◆ **Do this**:
Below are entries. Pull out all lines containing "recreates".

◆ **Supplied records**:
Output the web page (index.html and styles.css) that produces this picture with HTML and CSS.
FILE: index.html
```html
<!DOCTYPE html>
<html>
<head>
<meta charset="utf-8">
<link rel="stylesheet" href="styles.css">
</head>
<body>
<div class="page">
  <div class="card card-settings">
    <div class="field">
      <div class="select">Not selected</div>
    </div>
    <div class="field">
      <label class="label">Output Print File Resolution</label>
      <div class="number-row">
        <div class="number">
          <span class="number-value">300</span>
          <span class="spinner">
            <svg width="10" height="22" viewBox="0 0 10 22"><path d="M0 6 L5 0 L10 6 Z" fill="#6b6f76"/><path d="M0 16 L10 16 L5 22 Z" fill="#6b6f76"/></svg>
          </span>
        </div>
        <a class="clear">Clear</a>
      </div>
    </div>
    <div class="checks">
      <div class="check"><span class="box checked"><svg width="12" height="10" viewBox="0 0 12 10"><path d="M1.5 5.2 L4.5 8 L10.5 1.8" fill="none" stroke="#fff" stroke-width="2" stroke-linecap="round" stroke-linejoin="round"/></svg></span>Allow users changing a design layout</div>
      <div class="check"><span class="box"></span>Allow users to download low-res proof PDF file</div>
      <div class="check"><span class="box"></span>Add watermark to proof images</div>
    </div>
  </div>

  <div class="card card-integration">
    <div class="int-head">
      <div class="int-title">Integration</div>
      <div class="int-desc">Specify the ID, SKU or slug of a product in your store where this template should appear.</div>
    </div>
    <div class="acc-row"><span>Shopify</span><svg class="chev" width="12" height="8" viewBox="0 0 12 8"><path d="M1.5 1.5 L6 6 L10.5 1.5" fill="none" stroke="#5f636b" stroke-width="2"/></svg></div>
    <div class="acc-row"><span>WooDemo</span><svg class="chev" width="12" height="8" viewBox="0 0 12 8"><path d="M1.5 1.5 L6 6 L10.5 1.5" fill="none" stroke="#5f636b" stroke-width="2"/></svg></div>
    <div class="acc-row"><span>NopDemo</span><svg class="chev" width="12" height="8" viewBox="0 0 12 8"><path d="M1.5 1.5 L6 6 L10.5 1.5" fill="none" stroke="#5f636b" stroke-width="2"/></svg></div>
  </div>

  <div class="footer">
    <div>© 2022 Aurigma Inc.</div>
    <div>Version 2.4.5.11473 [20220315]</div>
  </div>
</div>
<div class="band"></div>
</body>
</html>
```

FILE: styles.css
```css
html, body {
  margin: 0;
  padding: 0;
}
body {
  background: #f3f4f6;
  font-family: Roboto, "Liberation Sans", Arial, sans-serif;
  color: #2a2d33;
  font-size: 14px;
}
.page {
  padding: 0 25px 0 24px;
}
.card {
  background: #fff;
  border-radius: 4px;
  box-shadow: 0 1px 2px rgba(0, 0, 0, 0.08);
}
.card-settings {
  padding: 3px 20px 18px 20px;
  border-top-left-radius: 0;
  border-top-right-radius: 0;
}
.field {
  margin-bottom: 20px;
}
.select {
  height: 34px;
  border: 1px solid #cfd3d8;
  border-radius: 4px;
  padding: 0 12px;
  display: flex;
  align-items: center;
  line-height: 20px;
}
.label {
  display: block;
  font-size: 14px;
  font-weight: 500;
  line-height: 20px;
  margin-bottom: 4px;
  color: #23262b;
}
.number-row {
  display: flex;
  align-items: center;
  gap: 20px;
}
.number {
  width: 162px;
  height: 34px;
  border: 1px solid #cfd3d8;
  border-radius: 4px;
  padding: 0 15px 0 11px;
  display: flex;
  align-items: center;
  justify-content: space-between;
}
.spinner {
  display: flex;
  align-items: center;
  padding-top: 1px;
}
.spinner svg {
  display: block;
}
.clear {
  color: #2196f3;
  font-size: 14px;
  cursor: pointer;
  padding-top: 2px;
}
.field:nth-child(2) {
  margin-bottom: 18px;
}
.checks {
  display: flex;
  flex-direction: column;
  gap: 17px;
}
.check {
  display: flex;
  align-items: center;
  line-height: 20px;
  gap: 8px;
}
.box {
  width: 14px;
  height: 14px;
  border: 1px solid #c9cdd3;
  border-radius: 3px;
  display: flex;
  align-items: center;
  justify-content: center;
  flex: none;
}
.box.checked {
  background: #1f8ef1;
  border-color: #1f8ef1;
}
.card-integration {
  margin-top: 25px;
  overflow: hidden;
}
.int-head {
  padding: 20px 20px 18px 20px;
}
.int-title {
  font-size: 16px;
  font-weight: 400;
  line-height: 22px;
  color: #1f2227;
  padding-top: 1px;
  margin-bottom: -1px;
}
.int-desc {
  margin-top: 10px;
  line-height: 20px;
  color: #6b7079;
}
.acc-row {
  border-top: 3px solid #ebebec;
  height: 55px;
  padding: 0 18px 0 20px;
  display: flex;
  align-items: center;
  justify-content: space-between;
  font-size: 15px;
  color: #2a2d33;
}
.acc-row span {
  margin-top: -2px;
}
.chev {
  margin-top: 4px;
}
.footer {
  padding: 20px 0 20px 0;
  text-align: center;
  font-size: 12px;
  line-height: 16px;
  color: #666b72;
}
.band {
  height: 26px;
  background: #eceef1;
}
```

...

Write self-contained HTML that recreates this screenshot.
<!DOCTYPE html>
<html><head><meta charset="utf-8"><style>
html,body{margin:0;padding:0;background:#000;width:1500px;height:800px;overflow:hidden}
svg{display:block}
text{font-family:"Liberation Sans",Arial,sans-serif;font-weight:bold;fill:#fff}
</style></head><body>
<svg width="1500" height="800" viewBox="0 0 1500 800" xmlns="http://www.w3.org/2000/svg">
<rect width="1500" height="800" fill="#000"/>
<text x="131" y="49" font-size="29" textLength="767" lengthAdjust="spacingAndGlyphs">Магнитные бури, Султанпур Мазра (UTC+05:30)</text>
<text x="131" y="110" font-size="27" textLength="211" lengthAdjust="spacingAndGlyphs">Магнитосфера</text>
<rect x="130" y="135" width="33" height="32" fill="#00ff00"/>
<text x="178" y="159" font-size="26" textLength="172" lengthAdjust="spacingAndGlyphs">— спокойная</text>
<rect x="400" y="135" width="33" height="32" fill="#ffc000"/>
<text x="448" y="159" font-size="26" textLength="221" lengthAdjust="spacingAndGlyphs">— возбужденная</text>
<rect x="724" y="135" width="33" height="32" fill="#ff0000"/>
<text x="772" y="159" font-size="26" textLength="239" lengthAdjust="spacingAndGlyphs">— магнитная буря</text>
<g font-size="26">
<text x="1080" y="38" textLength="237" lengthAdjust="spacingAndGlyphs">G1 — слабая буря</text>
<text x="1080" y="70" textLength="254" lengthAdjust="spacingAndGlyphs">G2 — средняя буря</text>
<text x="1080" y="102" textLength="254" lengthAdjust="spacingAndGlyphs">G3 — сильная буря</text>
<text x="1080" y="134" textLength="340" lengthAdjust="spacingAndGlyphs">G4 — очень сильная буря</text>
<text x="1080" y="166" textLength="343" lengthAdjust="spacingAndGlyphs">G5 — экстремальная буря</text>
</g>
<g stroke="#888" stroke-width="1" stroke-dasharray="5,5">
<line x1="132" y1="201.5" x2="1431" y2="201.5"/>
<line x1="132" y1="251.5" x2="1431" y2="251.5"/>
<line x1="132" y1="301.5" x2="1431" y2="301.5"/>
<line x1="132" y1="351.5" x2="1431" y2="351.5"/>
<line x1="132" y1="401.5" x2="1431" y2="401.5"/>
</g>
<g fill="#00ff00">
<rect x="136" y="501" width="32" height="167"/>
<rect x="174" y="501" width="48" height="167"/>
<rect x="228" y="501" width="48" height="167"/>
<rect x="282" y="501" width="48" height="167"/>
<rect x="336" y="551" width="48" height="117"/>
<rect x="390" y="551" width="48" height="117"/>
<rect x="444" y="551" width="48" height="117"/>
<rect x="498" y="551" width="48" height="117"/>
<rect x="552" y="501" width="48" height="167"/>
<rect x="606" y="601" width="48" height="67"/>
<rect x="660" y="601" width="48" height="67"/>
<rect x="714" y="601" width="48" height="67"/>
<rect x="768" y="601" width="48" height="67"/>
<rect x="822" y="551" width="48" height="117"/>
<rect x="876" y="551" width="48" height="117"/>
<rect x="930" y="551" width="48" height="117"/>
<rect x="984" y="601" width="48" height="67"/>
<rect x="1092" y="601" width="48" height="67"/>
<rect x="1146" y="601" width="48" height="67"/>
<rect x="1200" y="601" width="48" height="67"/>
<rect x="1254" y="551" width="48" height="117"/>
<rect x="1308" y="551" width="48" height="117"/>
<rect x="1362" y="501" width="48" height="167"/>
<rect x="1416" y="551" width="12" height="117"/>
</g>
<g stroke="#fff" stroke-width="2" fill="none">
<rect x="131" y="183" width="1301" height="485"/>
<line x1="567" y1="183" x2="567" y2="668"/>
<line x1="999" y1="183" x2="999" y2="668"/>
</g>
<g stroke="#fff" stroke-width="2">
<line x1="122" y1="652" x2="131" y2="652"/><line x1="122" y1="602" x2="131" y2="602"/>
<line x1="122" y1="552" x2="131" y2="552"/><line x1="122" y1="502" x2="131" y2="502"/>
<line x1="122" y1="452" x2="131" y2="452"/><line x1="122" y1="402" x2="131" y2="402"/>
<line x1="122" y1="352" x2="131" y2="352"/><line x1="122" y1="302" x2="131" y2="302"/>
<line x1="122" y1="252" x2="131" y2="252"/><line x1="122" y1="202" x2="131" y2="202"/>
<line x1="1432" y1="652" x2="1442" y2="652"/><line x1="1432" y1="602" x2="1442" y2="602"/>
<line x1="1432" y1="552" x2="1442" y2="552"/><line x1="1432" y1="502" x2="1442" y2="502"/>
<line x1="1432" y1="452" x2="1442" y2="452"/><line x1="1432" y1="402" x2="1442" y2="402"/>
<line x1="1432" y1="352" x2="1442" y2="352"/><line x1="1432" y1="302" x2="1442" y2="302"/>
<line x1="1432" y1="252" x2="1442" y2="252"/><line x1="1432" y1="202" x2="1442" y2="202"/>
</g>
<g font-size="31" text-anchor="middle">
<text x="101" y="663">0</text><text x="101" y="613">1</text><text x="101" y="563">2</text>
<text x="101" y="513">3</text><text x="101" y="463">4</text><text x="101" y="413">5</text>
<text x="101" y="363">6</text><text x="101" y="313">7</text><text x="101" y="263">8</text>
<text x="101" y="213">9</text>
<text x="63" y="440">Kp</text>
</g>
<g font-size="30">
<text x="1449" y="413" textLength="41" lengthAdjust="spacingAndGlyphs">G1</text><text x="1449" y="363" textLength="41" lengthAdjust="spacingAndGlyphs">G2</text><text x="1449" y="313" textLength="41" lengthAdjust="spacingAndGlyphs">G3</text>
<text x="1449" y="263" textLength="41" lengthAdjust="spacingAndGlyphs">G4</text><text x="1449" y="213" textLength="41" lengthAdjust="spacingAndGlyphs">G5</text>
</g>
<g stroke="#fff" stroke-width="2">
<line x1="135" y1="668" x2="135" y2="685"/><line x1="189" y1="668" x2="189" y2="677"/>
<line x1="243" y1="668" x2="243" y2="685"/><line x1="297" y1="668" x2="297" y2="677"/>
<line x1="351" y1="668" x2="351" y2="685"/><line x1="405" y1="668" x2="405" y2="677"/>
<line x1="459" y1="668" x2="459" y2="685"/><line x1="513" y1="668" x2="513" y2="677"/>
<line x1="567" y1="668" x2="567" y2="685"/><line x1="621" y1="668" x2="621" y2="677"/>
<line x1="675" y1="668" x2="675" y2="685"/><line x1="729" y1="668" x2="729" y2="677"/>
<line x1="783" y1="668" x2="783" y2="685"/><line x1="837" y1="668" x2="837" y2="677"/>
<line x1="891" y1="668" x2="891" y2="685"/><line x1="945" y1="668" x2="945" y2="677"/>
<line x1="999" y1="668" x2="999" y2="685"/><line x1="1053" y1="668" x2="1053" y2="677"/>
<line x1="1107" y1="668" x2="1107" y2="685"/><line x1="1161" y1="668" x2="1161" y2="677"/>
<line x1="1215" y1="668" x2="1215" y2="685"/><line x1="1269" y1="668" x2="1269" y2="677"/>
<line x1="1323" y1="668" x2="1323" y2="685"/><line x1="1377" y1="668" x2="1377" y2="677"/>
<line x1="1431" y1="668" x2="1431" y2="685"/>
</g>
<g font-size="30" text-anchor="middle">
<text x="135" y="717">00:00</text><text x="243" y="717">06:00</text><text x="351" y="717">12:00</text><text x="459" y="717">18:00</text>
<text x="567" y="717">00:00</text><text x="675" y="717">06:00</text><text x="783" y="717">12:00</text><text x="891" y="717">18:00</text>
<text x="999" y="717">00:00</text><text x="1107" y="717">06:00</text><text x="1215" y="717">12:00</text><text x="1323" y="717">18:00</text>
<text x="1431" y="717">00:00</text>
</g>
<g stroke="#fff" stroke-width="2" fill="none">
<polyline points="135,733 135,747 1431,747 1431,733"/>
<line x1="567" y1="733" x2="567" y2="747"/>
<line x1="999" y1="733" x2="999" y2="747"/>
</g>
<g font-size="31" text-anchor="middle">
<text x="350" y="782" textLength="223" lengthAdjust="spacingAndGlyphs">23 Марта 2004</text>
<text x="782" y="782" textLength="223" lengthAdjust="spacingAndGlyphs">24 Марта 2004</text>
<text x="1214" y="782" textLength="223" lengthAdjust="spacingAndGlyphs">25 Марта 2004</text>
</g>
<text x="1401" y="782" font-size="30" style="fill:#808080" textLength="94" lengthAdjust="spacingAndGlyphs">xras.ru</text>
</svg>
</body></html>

---

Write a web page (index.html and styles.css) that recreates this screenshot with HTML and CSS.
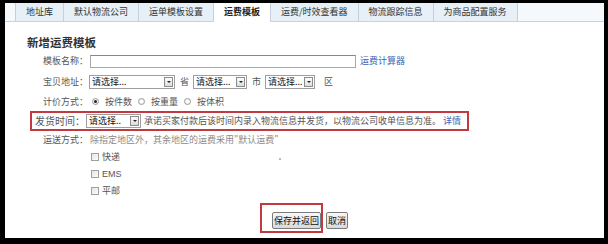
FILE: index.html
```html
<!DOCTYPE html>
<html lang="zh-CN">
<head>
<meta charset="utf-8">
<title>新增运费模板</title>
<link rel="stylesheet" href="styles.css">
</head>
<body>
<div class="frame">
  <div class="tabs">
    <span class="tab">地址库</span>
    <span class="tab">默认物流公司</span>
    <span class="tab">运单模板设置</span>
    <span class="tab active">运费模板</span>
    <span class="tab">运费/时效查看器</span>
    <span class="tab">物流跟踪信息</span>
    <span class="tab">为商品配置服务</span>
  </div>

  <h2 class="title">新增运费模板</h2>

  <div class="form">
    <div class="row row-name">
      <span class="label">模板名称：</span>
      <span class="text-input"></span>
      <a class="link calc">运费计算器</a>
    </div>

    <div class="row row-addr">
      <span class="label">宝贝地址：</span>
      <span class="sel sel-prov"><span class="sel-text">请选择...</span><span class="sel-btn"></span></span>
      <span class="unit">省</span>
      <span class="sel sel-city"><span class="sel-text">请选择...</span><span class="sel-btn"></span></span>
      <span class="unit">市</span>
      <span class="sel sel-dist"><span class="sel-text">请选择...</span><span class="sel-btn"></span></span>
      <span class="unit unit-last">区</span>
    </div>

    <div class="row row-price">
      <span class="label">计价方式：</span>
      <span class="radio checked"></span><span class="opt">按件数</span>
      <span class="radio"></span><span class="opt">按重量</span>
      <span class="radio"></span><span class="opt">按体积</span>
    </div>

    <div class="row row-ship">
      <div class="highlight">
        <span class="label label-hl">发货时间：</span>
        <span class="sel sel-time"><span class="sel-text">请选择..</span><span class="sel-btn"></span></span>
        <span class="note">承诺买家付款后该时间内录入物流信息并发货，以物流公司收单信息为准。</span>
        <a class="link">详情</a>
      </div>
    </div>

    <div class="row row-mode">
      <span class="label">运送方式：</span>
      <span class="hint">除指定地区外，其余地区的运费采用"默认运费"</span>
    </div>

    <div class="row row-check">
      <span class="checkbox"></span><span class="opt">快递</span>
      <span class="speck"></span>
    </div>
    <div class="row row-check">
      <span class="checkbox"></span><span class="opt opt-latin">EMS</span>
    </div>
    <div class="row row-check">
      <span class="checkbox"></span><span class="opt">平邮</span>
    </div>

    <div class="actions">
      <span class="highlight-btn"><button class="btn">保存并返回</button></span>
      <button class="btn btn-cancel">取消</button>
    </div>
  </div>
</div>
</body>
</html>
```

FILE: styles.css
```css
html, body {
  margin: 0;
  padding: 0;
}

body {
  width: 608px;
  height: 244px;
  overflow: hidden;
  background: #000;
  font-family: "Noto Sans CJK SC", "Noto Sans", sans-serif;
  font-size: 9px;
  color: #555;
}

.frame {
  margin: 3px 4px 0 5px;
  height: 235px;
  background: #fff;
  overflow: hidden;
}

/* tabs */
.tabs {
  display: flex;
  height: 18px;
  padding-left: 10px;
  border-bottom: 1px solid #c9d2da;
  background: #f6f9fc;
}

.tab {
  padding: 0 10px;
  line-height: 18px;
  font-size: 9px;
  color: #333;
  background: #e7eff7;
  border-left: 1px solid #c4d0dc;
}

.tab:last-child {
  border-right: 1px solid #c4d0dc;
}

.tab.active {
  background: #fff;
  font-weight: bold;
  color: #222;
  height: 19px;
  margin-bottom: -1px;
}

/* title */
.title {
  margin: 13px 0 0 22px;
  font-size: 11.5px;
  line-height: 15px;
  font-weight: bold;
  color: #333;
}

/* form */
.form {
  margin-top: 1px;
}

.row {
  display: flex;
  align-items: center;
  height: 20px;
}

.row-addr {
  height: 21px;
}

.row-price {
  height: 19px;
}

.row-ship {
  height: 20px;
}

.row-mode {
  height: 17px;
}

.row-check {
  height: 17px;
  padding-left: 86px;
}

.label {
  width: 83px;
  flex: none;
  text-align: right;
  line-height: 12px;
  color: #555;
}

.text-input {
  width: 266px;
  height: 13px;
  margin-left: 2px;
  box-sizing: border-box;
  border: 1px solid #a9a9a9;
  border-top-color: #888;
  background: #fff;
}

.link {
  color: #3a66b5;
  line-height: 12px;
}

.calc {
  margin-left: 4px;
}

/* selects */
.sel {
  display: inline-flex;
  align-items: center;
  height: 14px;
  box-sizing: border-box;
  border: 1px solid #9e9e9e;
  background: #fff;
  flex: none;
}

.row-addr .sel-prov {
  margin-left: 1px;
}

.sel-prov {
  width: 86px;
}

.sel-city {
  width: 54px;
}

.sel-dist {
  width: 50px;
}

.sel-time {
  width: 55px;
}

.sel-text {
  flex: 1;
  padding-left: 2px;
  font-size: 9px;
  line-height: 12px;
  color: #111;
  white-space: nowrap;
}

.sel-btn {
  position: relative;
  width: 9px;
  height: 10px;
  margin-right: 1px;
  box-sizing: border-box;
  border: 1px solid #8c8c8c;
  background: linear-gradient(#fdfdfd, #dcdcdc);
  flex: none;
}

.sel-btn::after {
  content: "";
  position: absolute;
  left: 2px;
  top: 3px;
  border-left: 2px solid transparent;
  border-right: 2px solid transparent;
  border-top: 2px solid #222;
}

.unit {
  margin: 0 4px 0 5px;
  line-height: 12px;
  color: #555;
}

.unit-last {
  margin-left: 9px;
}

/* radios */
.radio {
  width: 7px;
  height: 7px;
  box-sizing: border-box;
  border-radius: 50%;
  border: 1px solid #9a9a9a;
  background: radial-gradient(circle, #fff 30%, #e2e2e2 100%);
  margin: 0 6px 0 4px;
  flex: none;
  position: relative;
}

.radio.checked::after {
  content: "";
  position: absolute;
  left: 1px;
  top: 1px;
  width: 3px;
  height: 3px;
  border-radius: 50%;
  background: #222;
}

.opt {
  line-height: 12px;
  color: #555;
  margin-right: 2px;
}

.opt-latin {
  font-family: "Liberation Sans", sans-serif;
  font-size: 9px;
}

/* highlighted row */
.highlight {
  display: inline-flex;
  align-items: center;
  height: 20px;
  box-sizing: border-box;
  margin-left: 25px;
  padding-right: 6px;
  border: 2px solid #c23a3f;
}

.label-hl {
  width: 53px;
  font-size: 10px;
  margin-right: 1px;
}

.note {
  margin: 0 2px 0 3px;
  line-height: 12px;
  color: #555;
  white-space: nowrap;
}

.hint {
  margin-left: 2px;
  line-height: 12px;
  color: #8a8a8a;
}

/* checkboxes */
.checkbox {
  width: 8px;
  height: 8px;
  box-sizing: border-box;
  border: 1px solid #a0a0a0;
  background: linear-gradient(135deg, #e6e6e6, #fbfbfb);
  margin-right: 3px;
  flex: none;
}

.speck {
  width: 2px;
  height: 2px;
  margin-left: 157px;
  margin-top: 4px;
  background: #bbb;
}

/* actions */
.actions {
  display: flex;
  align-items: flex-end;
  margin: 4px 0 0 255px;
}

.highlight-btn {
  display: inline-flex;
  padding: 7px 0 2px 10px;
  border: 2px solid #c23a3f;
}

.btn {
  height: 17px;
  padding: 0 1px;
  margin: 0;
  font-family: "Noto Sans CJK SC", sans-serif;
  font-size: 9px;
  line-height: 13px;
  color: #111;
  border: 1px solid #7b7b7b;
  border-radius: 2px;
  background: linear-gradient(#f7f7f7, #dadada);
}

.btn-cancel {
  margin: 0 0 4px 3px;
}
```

◆ **Correct response**:
Write self-contained HTML that recreates this screenshot.
Write a web page (index.html and styles.css) that recreates this screenshot with HTML and CSS.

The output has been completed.